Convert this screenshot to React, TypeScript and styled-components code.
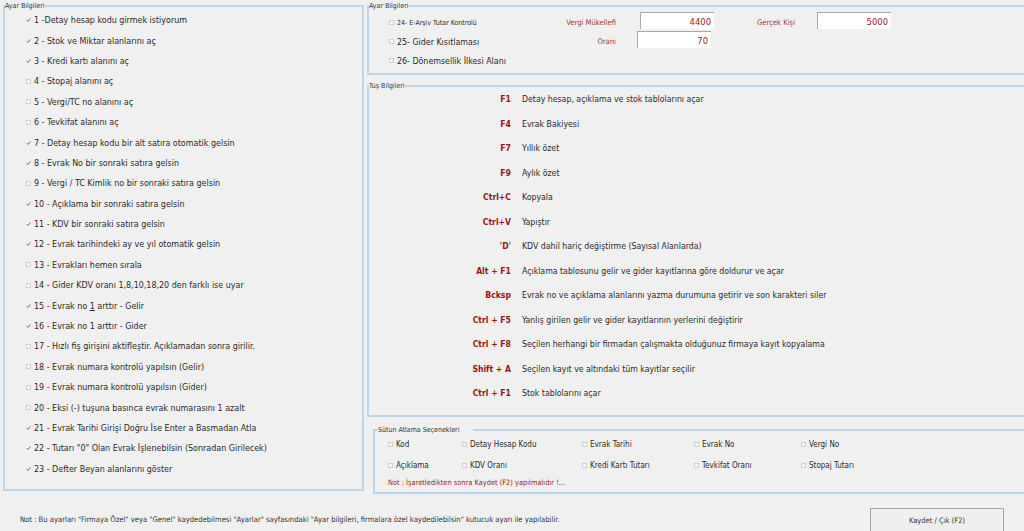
import * as React from 'react';
import styled, { createGlobalStyle } from 'styled-components';

const FONT = '"DejaVu Sans Condensed", "DejaVu Sans", "Liberation Sans", sans-serif';

const GlobalStyle = createGlobalStyle`
  html, body { margin: 0; padding: 0; background: #f0f0f0; }
  body { font-family: ${FONT}; color: #2b2b2b; }
  #root { width: 1024px; height: 531px; overflow: hidden; }
`;

const Window = styled.div`
  width: 1024px;
  height: 531px;
  overflow: hidden;
  display: flex;
  flex-direction: column;
`;

const Main = styled.div`
  display: flex;
  gap: 3px;
  padding: 2px 0 0 3px;
  height: 490px;
`;

const Group = styled.fieldset<{ $offset?: number }>`
  margin: 0 0 0 ${(p) => p.$offset || 0}px;
  padding: 0;
  min-width: 0;
  border: 2px solid #bcd6ec;
  box-sizing: border-box;
`;

const Legend = styled.legend<{ $gap?: number; $indent?: number }>`
  font-size: 7px;
  line-height: 8px;
  color: #333;
  padding: 0 ${(p) => p.$gap || 0}px 0 0;
  margin-left: ${(p) => p.$indent || 0}px;
`;

const LeftGroup = styled(Group)`
  flex: none;
  width: 361px;
  height: 489px;
`;

const RightColumn = styled.div`
  width: 664px;
  flex: none;
  display: flex;
  flex-direction: column;
`;

const ItemList = styled.div`
  display: flex;
  flex-direction: column;
  padding: 0 0 0 21px;
`;

const Item = styled.div`
  height: 20.4px;
  display: flex;
  align-items: center;
  gap: 3px;
  font-size: 8.9px;
  white-space: nowrap;
`;

const Box = styled.span<{ $checked: boolean }>`
  width: 5px;
  height: 5px;
  flex: none;
  display: inline-flex;
  align-items: center;
  justify-content: center;
  box-sizing: border-box;
  border: ${(p) => (p.$checked ? 'none' : '1px solid #cfcfcf')};
  background: ${(p) => (p.$checked ? 'transparent' : '#f7f7f7')};
  svg { display: block; }
`;

const Check = ({ checked }: { checked: boolean }) => (
  <Box $checked={checked}>
    {checked && (
      <svg width="6" height="6" viewBox="0 0 6 6">
        <path d="M0.8 3.2 L2.3 4.7 L5.2 1.2" fill="none" stroke="#666" strokeWidth="1.1" />
      </svg>
    )}
  </Box>
);

const TopGroup = styled(Group)`
  height: 73px;
  flex: none;
`;

const TopRows = styled.div`
  display: flex;
  flex-direction: column;
  margin-top: 3px;
`;

const TopRow = styled.div`
  height: 19px;
  display: flex;
  align-items: center;
`;

const Option = styled.div<{ $size: number }>`
  width: 176px;
  box-sizing: border-box;
  padding-left: 20px;
  display: flex;
  align-items: center;
  gap: 3px;
  font-size: ${(p) => p.$size}px;
  white-space: nowrap;
`;

const FieldLabel = styled.span<{ $align?: string; $width: number; $space?: number }>`
  width: ${(p) => p.$width}px;
  margin-left: ${(p) => p.$space || 0}px;
  text-align: ${(p) => p.$align || 'right'};
  color: #a23a3a;
  font-size: 7.6px;
  white-space: nowrap;
`;

const NumberBox = styled.div<{ $space: number }>`
  width: 74px;
  height: 17px;
  margin-left: ${(p) => p.$space}px;
  margin-top: -4px;
  box-sizing: border-box;
  background: #fff;
  border-top: 1px solid #a8a8a8;
  border-left: 1px solid #a8a8a8;
  display: flex;
  align-items: center;
  justify-content: flex-end;
  padding-right: 3px;
  color: #a01c1c;
  font-size: 9.4px;
`;

const KeyGroup = styled(Group)`
  margin-top: 7px;
  height: 335px;
  flex: none;
`;

const KeyGrid = styled.div`
  display: grid;
  grid-template-columns: 142px 1fr;
  column-gap: 11px;
  grid-auto-rows: 24.5px;
  align-items: center;
  margin-top: -3px;
`;

const KeyName = styled.span`
  text-align: right;
  color: #9c1414;
  font-weight: bold;
  font-size: 8.6px;
  white-space: nowrap;
`;

const KeyText = styled.span`
  font-size: 8.7px;
  white-space: nowrap;
`;

const SkipGroup = styled(Group)`
  margin-top: 9px;
  height: 68px;
  flex: none;
`;

const SkipGrid = styled.div`
  display: grid;
  grid-template-columns: 74px 120px 112px 107px 120px;
  grid-auto-rows: 21px;
  align-items: center;
  padding-left: 13px;
  margin-top: 0;
`;

const SkipItem = styled.div`
  display: flex;
  align-items: center;
  gap: 3px;
  font-size: 8px;
  white-space: nowrap;
`;

const RedNote = styled.div`
  padding-left: 13px;
  color: #a62020;
  font-size: 7.4px;
  line-height: 13px;
`;

const Footer = styled.div`
  flex: 1;
  display: flex;
  align-items: flex-start;
  justify-content: space-between;
  padding: 16px 20px 0 20px;
`;

const FooterNote = styled.div`
  font-size: 7.6px;
  line-height: 24px;
  color: #333;
  white-space: nowrap;
`;

const SaveButton = styled.button`
  width: 134px;
  height: 24px;
  box-sizing: border-box;
  border: 1px solid #a6a6a6;
  background: #efefef;
  font-family: ${FONT};
  font-size: 7.5px;
  color: #333;
  padding: 0;
`;

const settings: [string, boolean][] = [
  ['1 -Detay hesap kodu girmek istiyorum', true],
  ['2 - Stok ve Miktar alanlarını aç', true],
  ['3 - Kredi kartı alanını aç', true],
  ['4 - Stopaj alanını aç', false],
  ['5 - Vergi/TC no alanını aç', false],
  ['6 - Tevkifat alanını aç', false],
  ['7 - Detay hesap kodu bir alt satıra otomatik gelsin', true],
  ['8 - Evrak No bir sonraki satıra gelsin', true],
  ['9 - Vergi / TC Kimlik no bir sonraki satıra gelsin', false],
  ['10 - Açıklama bir sonraki satıra gelsin', true],
  ['11 - KDV bir sonraki satıra gelsin', true],
  ['12 - Evrak tarihindeki ay ve yıl otomatik gelsin', true],
  ['13 - Evrakları hemen sırala', false],
  ['14 - Gider KDV oranı 1,8,10,18,20 den farklı ise uyar', false],
  ['15 - Evrak no 1 arttır - Gelir', true],
  ['16 - Evrak no 1 arttır - Gider', true],
  ['17 - Hızlı fiş girişini aktifleştir. Açıklamadan sonra girilir.', false],
  ['18 - Evrak numara kontrolü yapılsın (Gelir)', false],
  ['19 - Evrak numara kontrolü yapılsın (Gider)', false],
  ['20 - Eksi (-) tuşuna basınca evrak numarasını 1 azalt', false],
  ['21 - Evrak Tarihi Girişi Doğru İse Enter a Basmadan Atla', true],
  ['22 - Tutarı "0" Olan Evrak İşlenebilsin (Sonradan Girilecek)', true],
  ['23 - Defter Beyan alanlarını göster', true],
];

const keys: [string, string][] = [
  ['F1', 'Detay hesap, açıklama ve stok tablolarını açar'],
  ['F4', 'Evrak Bakiyesi'],
  ['F7', 'Yıllık özet'],
  ['F9', 'Aylık özet'],
  ['Ctrl+C', 'Kopyala'],
  ['Ctrl+V', 'Yapıştır'],
  ["'D'", 'KDV dahil hariç değiştirme (Sayısal Alanlarda)'],
  ['Alt + F1', 'Açıklama tablosunu gelir ve gider kayıtlarına göre doldurur ve açar'],
  ['Bcksp', 'Evrak no ve açıklama alanlarını yazma durumuna getirir ve son karakteri siler'],
  ['Ctrl + F5', 'Yanlış girilen gelir ve gider kayıtlarının yerlerini değiştirir'],
  ['Ctrl + F8', 'Seçilen herhangi bir firmadan çalışmakta olduğunuz firmaya kayıt kopyalama'],
  ['Shift + A', 'Seçilen kayıt ve altındaki tüm kayıtlar seçilir'],
  ['Ctrl + F1', 'Stok tablolarını açar'],
];

const skipCols = [
  'Kod', 'Detay Hesap Kodu', 'Evrak Tarihi', 'Evrak No', 'Vergi No',
  'Açıklama', 'KDV Oranı', 'Kredi Kartı Tutarı', 'Tevkifat Oranı', 'Stopaj Tutarı',
];

const renderLabel = (text: string) => {
  // 15. satırdaki "1" altı çizili görünüyor
  if (text.startsWith('15 -')) {
    return (
      <span>
        15 - Evrak no <u>1</u> arttır - Gelir
      </span>
    );
  }
  return <span>{text}</span>;
};

export default function App() {
  return (
    <Window>
      <GlobalStyle />
      <Main>
        <LeftGroup>
          <Legend>Ayar Bilgileri</Legend>
          <ItemList>
            {settings.map(([text, checked]) => (
              <Item key={text}>
                <Check checked={checked} />
                {renderLabel(text)}
              </Item>
            ))}
          </ItemList>
        </LeftGroup>

        <RightColumn>
          <TopGroup>
            <Legend>Ayar Bilgileri</Legend>
            <TopRows>
              <TopRow>
                <Option $size={7}>
                  <Check checked={false} />
                  24- E-Arşiv Tutar Kontrolü
                </Option>
                <FieldLabel $width={71}>Vergi Mükellefi</FieldLabel>
                <NumberBox $space={24}>4400</NumberBox>
                <FieldLabel $width={60} $space={43} $align="left">Gerçek Kişi</FieldLabel>
                <NumberBox $space={0}>5000</NumberBox>
              </TopRow>
              <TopRow>
                <Option $size={8.8}>
                  <Check checked={false} />
                  25- Gider Kısıtlaması
                </Option>
                <FieldLabel $width={71}>Oranı</FieldLabel>
                <NumberBox $space={21}>70</NumberBox>
              </TopRow>
              <TopRow>
                <Option $size={8.8}>
                  <Check checked={false} />
                  26- Dönemsellik İlkesi Alanı
                </Option>
              </TopRow>
            </TopRows>
          </TopGroup>

          <KeyGroup>
            <Legend>Tuş Bilgileri</Legend>
            <KeyGrid>
              {keys.map(([k, d]) => (
                <React.Fragment key={k}>
                  <KeyName>{k}</KeyName>
                  <KeyText>{d}</KeyText>
                </React.Fragment>
              ))}
            </KeyGrid>
          </KeyGroup>

          <SkipGroup $offset={6}>
            <Legend $indent={3} $gap={14}>Sütun Atlama Seçenekleri</Legend>
            <SkipGrid>
              {skipCols.map((c) => (
                <SkipItem key={c}>
                  <Check checked={false} />
                  {c}
                </SkipItem>
              ))}
            </SkipGrid>
            <RedNote>Not : İşaretledikten sonra Kaydet (F2) yapılmalıdır !...</RedNote>
          </SkipGroup>
        </RightColumn>
      </Main>

      <Footer>
        <FooterNote>
          Not : Bu ayarları "Firmaya Özel" veya "Genel" kaydedebilmesi "Ayarlar" sayfasındaki "Ayar bilgileri, firmalara özel kaydedilebilsin" kutucuk ayarı ile yapılabilir.
        </FooterNote>
        <SaveButton>Kaydet / Çık (F2)</SaveButton>
      </Footer>
    </Window>
  );
}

WORK TO DO:
Find every line with the word "React" and state how many there are, with no other words.

SOLUTION TO THIS EXERCISE:
4